Cuando digo que la consolación es una opción de vida hay que entender bien que es una opción de pobres y de pequeños, no de vanidosos ni de agrandados. Opción del pastor que se confía en el Señor y sale a anunciar el evangelio sin bastones ni sandalias de más y que sigue a la paz –esa forma estable y constante de la alegría- dondequiera que el Señor la haga descender.

Este Espíritu de consolación no sólo está en el “antes de salir a misionar”. También nos espera, con su alegría abundante, en medio de la misión, en el corazón del pueblo de Dios. Y si sabemos mirar bien, en el ámbito de la alegría, es más lo que tenemos para recibir que lo que tenemos para dar. Y cuánto alegra a nuestro pueblo fiel poder alegrar a sus pastores. Cómo se alegra nuestra gente cuando nos alegramos con ella, y esto simplemente porque necesita pastores consolados y que se dejan consolar para que conduzcan no en la queja ni en la ansiedad sino en la alabanza y la serenidad; no en la crispación sino en la paciencia que da la unción del Espíritu.

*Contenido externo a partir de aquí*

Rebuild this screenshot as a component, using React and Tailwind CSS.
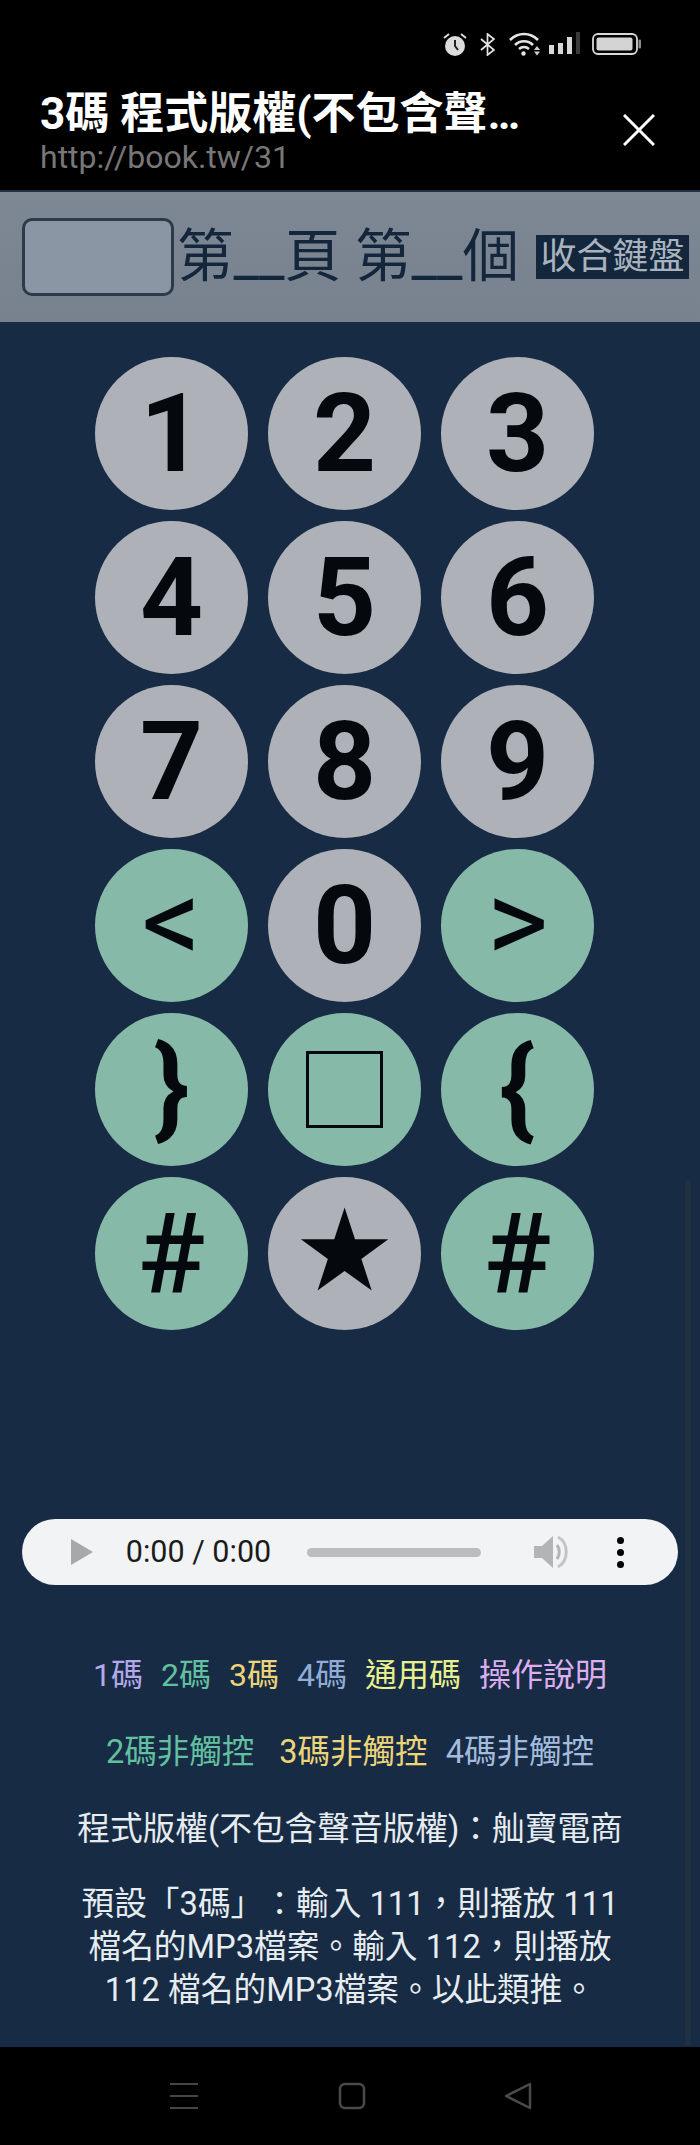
const keys = [
  { label: "1", tone: "gray" },
  { label: "2", tone: "gray" },
  { label: "3", tone: "gray" },
  { label: "4", tone: "gray" },
  { label: "5", tone: "gray" },
  { label: "6", tone: "gray" },
  { label: "7", tone: "gray" },
  { label: "8", tone: "gray" },
  { label: "9", tone: "gray" },
  { label: "<", tone: "green" },
  { label: "0", tone: "gray" },
  { label: ">", tone: "green" },
  { label: "}", tone: "green" },
  { label: "□", tone: "green" },
  { label: "{", tone: "green" },
  { label: "#", tone: "green" },
  { label: "★", tone: "gray" },
  { label: "#", tone: "green" },
];

const links = [
  { text: "1碼", color: "text-[#b5a8e8]" },
  { text: "2碼", color: "text-[#62c0a0]" },
  { text: "3碼", color: "text-[#ecd578]" },
  { text: "4碼", color: "text-[#92acd8]" },
  { text: "通用碼", color: "text-[#e8f08e]" },
  { text: "操作說明", color: "text-[#dcaef0]" },
];

function StatusIcons() {
  return (
    <div className="flex items-center justify-end pr-[59px] pt-[31px] h-[57px]">
      <svg width="24" height="24" viewBox="0 0 24 24" className="mr-[13px]">
        <circle cx="12" cy="14" r="10" fill="#dcdcdc" />
        <path d="M12 8v6l3 4" stroke="#222" strokeWidth="2" fill="none" />
        <path d="M1 6l5-4M23 6l-5-4" stroke="#dcdcdc" strokeWidth="2" />
      </svg>
      <svg width="15" height="23" viewBox="0 0 15 23" className="mr-[14px]">
        <path d="M1 6l13 11-6.500 5V1L14 6 1 17" stroke="#e4e4e4" strokeWidth="1.700" fill="none" />
      </svg>
      <svg width="32" height="24" viewBox="0 0 32 24" className="mr-[8px]">
        <path d="M1 8c8-8 20-8 28 0" stroke="#e4e4e4" strokeWidth="2.600" fill="none" />
        <path d="M6 13c5-5 13-5 18 0" stroke="#e4e4e4" strokeWidth="2.600" fill="none" />
        <path d="M10 17c3-2.500 7-2.500 10 0" stroke="#e4e4e4" strokeWidth="2.600" fill="none" />
        <circle cx="14.500" cy="21.500" r="2.200" fill="#e4e4e4" />
        <path d="M25 18l3-4 3 4zM25 19.500h6l-3 4z" fill="#cfcfcf" />
      </svg>
      <svg width="31" height="24" viewBox="0 0 31 24" className="mr-[12px]">
        <rect x="0" y="13" width="5" height="9" fill="#d8d8d8" />
        <rect x="9" y="11" width="5" height="11" fill="#d8d8d8" />
        <rect x="18" y="5" width="5" height="17" fill="#d8d8d8" />
        <rect x="27" y="0" width="4" height="22" fill="#3a3a3a" />
      </svg>
      <svg width="49" height="22" viewBox="0 0 49 22">
        <rect x="1" y="1" width="44" height="20" rx="5" stroke="#d8d8d8" strokeWidth="1.800" fill="none" />
        <rect x="4.500" y="4.500" width="36" height="13" rx="2" fill="#d4d4d4" />
        <rect x="46.500" y="6.500" width="2.500" height="9" rx="1" fill="#8c8c8c" />
      </svg>
    </div>
  );
}

function Key({ label, tone }) {
  const bg = tone === "green" ? "bg-[#87b9a9]" : "bg-[#aeb1b8]";
  let inner = label;
  if (label === "□") {
    inner = <span className="w-[77px] h-[77px] border-[3.500px] border-[#05080d]" aria-label="□" />;
  } else if (label === "★") {
    inner = <span className="text-[114px] font-normal font-['DejaVu_Sans'] -mt-[6px]">{label}</span>;
  } else if (label === "{" || label === "}") {
    inner = <span className="-mt-[4px]">{label}</span>;
  } else if (label === "<" || label === ">") {
    inner = <span className="text-[118px] font-normal -mt-[7px]">{label}</span>;
  } else if (label === "#") {
    inner = <span className="text-[112px] font-medium">{label}</span>;
  }
  return (
    <button className={`w-[153px] h-[153px] rounded-full flex items-center justify-center text-[110px] leading-none font-bold text-[#05080d] ${bg}`}>
      {inner}
    </button>
  );
}

function AudioBar() {
  return (
    <div className="mx-[22px] h-[66px] rounded-full bg-[#f1f3f4] flex items-center">
      <svg width="22" height="26" viewBox="0 0 22 26" className="ml-[49px]">
        <path d="M0 0l22 13L0 26z" fill="#a8a8a8" />
      </svg>
      <span className="ml-[32px] w-[147px] text-[30.500px] leading-none text-[#1b1b1b] whitespace-nowrap">0:00 / 0:00</span>
      <div className="ml-[35px] w-[174px] h-[9px] rounded-full bg-[#bdbdbd]" />
      <svg width="36" height="34" viewBox="0 0 36 34" className="ml-[53px]">
        <path d="M0 11h8L19 1v32L8 23H0z" fill="#b4b4b4" />
        <path d="M23 10c3 4 3 10 0 14" stroke="#b4b4b4" strokeWidth="3" fill="none" />
        <path d="M24 2c11 6 11 24 0 30" stroke="#c4c4c4" strokeWidth="3" fill="none" />
      </svg>
      <div className="ml-[47px] flex flex-col gap-[5px]">
        <span className="w-[7px] h-[7px] rounded-full bg-black" />
        <span className="w-[7px] h-[7px] rounded-full bg-black" />
        <span className="w-[7px] h-[7px] rounded-full bg-black" />
      </div>
    </div>
  );
}

export default function App() {
  return (
    <div lang="zh-TW" className="relative w-[700px] h-[2145px] flex flex-col overflow-hidden bg-[#172b44] [text-spacing-trim:space-all] font-['Roboto','Noto_Sans_CJK_TC',sans-serif]">
      <header className="h-[190px] shrink-0 bg-black">
        <StatusIcons />
        <div className="flex items-start justify-between pl-[40px] pr-[45px] pt-[29px]">
          <div>
            <h1 className="text-[44px] leading-[50px] mt-[3px] font-bold text-white whitespace-nowrap">3碼 程式版權(不包含聲…</h1>
            <p className="text-[32px] leading-[36px] text-[#777] whitespace-nowrap">http://book.tw/31</p>
          </div>
          <svg width="32" height="32" viewBox="0 0 32 32" className="mt-[28px]">
            <path d="M1 1l30 30M31 1L1 31" stroke="#fff" strokeWidth="3" />
          </svg>
        </div>
      </header>

      <div className="h-[132px] shrink-0 flex items-center pl-[22px] bg-gradient-to-b from-[#7d8894] to-[#77828e] border-t-2 border-[#223246]">
        <div className="w-[152px] h-[78px] rounded-[10px] border-[3px] border-[#2e3a4a] bg-[#8b96a5]" />
        <span className="ml-[3px] text-[56.500px] leading-none text-[#14263c] whitespace-nowrap">第__頁 第__個</span>
        <span className="ml-[17px] w-[153px] h-[44px] bg-[#14263c] text-[#a9b3bf] text-[36px] leading-[44px] text-center whitespace-nowrap">收合鍵盤</span>
      </div>

      <main className="flex-1 text-center">
        <div className="pt-[35px] pr-[11px]">
          <div className="grid grid-cols-[repeat(3,153px)] gap-x-[20px] gap-y-[11px] justify-center">
            {keys.map((k, i) => (
              <Key key={i} label={k.label} tone={k.tone} />
            ))}
          </div>
        </div>

        <div className="mt-[189px]">
          <AudioBar />
        </div>

        <nav className="mt-[70px] flex justify-center gap-[18px] text-[32px] leading-[40px] whitespace-nowrap">
          {links.map((l) => (
            <a key={l.text} className={l.color}>{l.text}</a>
          ))}
        </nav>
        <nav className="mt-[37px] flex justify-center text-[32.500px] leading-[40px] whitespace-nowrap">
          <a className="text-[#62c0a0] mr-[25px]">2碼非觸控</a>
          <a className="text-[#ecd578] mr-[18px]">3碼非觸控</a>
          <a className="text-[#a3bbdd]">4碼非觸控</a>
        </nav>
        <p className="mt-[37px] text-[32.700px] leading-[40px] text-[#e6ecef] whitespace-nowrap">程式版權(不包含聲音版權)：舢寶電商</p>
        <p className="mt-[34px] mx-auto w-[560px] text-[32.700px] leading-[43px] text-[#e6ecef]">
          預設「3碼」：輸入 111，則播放 111<br />檔名的MP3檔案。輸入 112，則播放<br />112 檔名的MP3檔案。以此類推。
        </p>
      </main>

      <footer className="h-[98px] shrink-0 bg-black flex items-center pl-[170px]">
        <svg width="28" height="28" viewBox="0 0 28 28">
          <path d="M0 2h28M0 14h28M0 26h28" stroke="#454545" strokeWidth="2" />
        </svg>
        <svg width="28" height="28" viewBox="0 0 28 28" className="ml-[140px]">
          <rect x="2" y="2" width="24" height="24" rx="5" stroke="#4a4a4a" strokeWidth="2.500" fill="none" />
        </svg>
        <svg width="28" height="28" viewBox="0 0 28 28" className="ml-[138px]">
          <path d="M26 2v24L2 14z" stroke="#4a4a4a" strokeWidth="2.500" strokeLinejoin="round" fill="none" />
        </svg>
      </footer>

      {/* overlay scrollbar */}
      <div className="absolute right-[9px] top-[1180px] w-[6px] h-[865px] bg-[#202f42]" />
    </div>
  );
}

La Virgen, quien recibe en abundancia las consolaciones de nuestra gente –que como Isabel, constantemente le está diciendo “¡feliz de Ti que has creído”, y “bendita entre las mujeres” “bendito el fruto de tu vientre, Jesús!”- nos haga participar de este Espíritu de Consolación para que nuestro Anuncio de la Verdad sea alegre y nuestras obras de Misericordia estén ungidas con óleo de júbilo.